いずれも同じ値引き率という前提で言えば、フルフラットはベーシックに比べて4段で700円(約4.3%)、5段で1,300円(約7.0%)高いです。持ち手の形状が違うだけなら、果たしてこの価格差で商品を投入する必要があるのか疑問に感じる程度の差しかありません。
一方で、ベーシックと初代フィッツプラスの価格差は小さくないです。4段で2,500円(約18.1%)、5段で3,080円(20.0%)もの違いがあります。今後、新しいフィッツチェストが市場に出回ればもう少し安くなる可能性はあるものの、消費者としては悩ましいところですね。
ちなみに、すぐに引出前板が外れてしまう点が厄介なアイリスオーヤマの「HGウッドトップチェスト」は、幅55cmの4段タイプが税込7,980円、幅73cmの5段タイプが同12,480円です。この点でも消費者としては悩ましいところです。

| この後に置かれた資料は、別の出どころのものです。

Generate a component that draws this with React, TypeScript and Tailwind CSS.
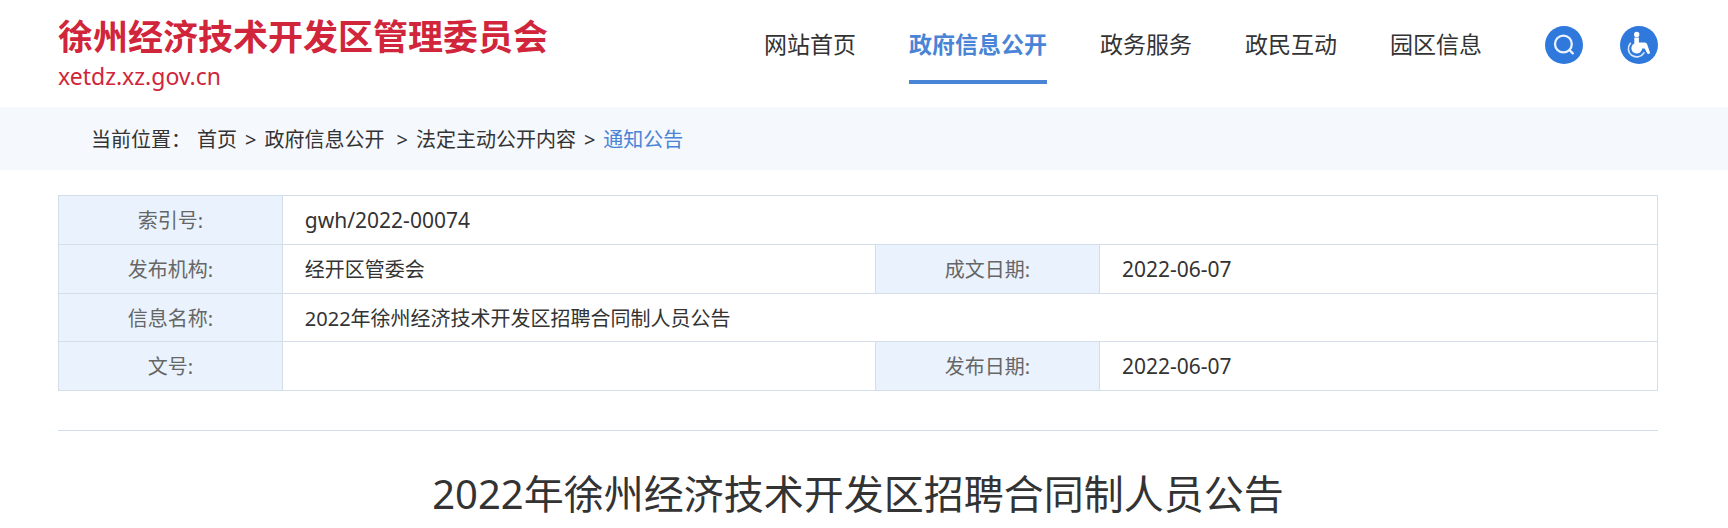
type NavItem = { label: string; active?: boolean };

const navItems: NavItem[] = [
  { label: '网站首页' },
  { label: '政府信息公开', active: true },
  { label: '政务服务' },
  { label: '政民互动' },
  { label: '园区信息' },
];

function SearchIcon() {
  return (
    <svg viewBox="0 0 38 38" className="size-full" aria-hidden="true">
      <circle cx="19" cy="19" r="19" fill="#2f78dc" />
      <g fill="none" stroke="#eaf2fd" strokeWidth="2.3" strokeLinecap="round">
        <circle cx="18.4" cy="18" r="8.4" />
        <path d="M24.4 24 27.8 27.4" />
      </g>
    </svg>
  );
}

function AccessibleIcon() {
  return (
    <svg viewBox="0 0 38 38" className="size-full" aria-hidden="true">
      <circle cx="19" cy="19" r="19" fill="#2f78dc" />
      <circle cx="16.7" cy="8.4" r="2.7" fill="#fff" />
      <path
        d="M14.3 11.6h4.6v5h5.6c1.5 0 2.3.8 2.8 2.2l2.6 7.4c.4 1.8-1.9 2.5-2.7 1l-2.6-4.8h-2.4c-.4 3-2.8 5-5.5 5-3.2 0-5.3-2.300-5.3-5.2 0-2 1-3.6 2.9-4.6z"
        fill="#fff"
      />
      <path
        d="M10.4 17.3c-3.2 4-2.4 9.3 1.3 12 4 2.9 9.8 1.7 12.2-2.5"
        fill="none"
        stroke="#dbe8fa"
        strokeWidth="1.7"
        strokeLinecap="round"
      />
    </svg>
  );
}

function Header() {
  return (
    <header className="flex h-[107px] items-start justify-between pl-[58px] pr-[70px]">
      <a href="#" className="block text-[#d0253a]">
        <span className="mt-3 block text-[35px] font-bold leading-[50px]">徐州经济技术开发区管理委员会</span>
        <span className="block text-[23px] leading-7">xetdz.xz.gov.cn</span>
      </a>
      <div className="flex">
        <nav className="flex gap-[53px] text-[23px]">
          {navItems.map((item) => (
            <a
              key={item.label}
              href="#"
              className={
                item.active
                  ? 'h-[84px] border-b-4 border-[#4a84d6] font-bold leading-[88px] text-[#4a84d6]'
                  : 'h-[84px] leading-[88px] text-[#333]'
              }
            >
              {item.label}
            </a>
          ))}
        </nav>
        <div className="ml-[63px] mt-[26px] flex gap-[37px]">
          <button type="button" aria-label="搜索" className="size-[38px] rounded-full">
            <SearchIcon />
          </button>
          <button type="button" aria-label="无障碍" className="size-[38px] rounded-full">
            <AccessibleIcon />
          </button>
        </div>
      </div>
    </header>
  );
}

function Breadcrumb() {
  return (
    <nav className="flex h-[63px] items-center bg-[#f5f8fd] pl-[91px] pt-0.5 text-xl text-[#333]">
      <span className="mr-1.5">当前位置：</span>
      <a href="#">首页</a>
      <span className="mx-2">&gt;</span>
      <a href="#">政府信息公开</a>
      <span className="ml-3 mr-2">&gt;</span>
      <a href="#">法定主动公开内容</a>
      <span className="mx-2">&gt;</span>
      <a href="#" className="text-[#4a84d6]">通知公告</a>
    </nav>
  );
}

const thClass = 'border border-[#d3dee9] bg-[#eaf3fd] pt-0.5 text-center font-normal text-[#666]';
const tdClass = 'border border-[#d3dee9] pl-[22px] pt-0.5 text-[#333]';

function InfoTable() {
  return (
    <table className="w-full table-fixed border-collapse text-xl">
      <colgroup>
        <col className="w-[14%]" />
        <col className="w-[37.1%]" />
        <col className="w-[14%]" />
        <col className="w-[34.9%]" />
      </colgroup>
      <tbody>
        <tr className="h-[49px]">
          <th scope="row" className={thClass}>索引号:</th>
          <td colSpan={3} className={`${tdClass} text-[21px]`}>gwh/2022-00074</td>
        </tr>
        <tr className="h-[49px]">
          <th scope="row" className={thClass}>发布机构:</th>
          <td className={tdClass}>经开区管委会</td>
          <th scope="row" className={thClass}>成文日期:</th>
          <td className={`${tdClass} text-[21px]`}>2022-06-07</td>
        </tr>
        <tr className="h-[48px]">
          <th scope="row" className={thClass}>信息名称:</th>
          <td colSpan={3} className={tdClass}>2022年徐州经济技术开发区招聘合同制人员公告</td>
        </tr>
        <tr className="h-[49px]">
          <th scope="row" className={thClass}>文号:</th>
          <td className={tdClass}></td>
          <th scope="row" className={thClass}>发布日期:</th>
          <td className={`${tdClass} text-[21px]`}>2022-06-07</td>
        </tr>
      </tbody>
    </table>
  );
}

export default function App() {
  return (
    <div className="bg-white font-['Noto_Sans','Noto_Sans_CJK_SC',sans-serif]">
      <Header />
      <Breadcrumb />
      <main className="pb-1 pl-[58px] pr-[70px] pt-[25px]">
        <InfoTable />
        <h1 className="mt-[39px] border-t border-[#cfdeea] pt-[33px] text-center text-[40px] leading-[60px] text-[#333]">
          2022年徐州经济技术开发区招聘合同制人员公告
        </h1>
      </main>
    </div>
  );
}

以上、新商品のフィッツチェスト・フルフラットを紹介するとともに、フィッツプラスからフィッツチェストへのリニューアルについて速報しました。現時点では断片的な情報しかないので続報が期待されるところです。果たして初代フィッツプラスがベーシックに完全に置き換えられるのか、また特にプレミアムやデコが今後どうなるのかも気になります。
ちなみに、「フィッツユニットケース」もリニューアルされるという話を小耳に挟んでおります。社内で何かあったのかと驚くほどの大改革ですねー。全容解明が待ち遠しいです。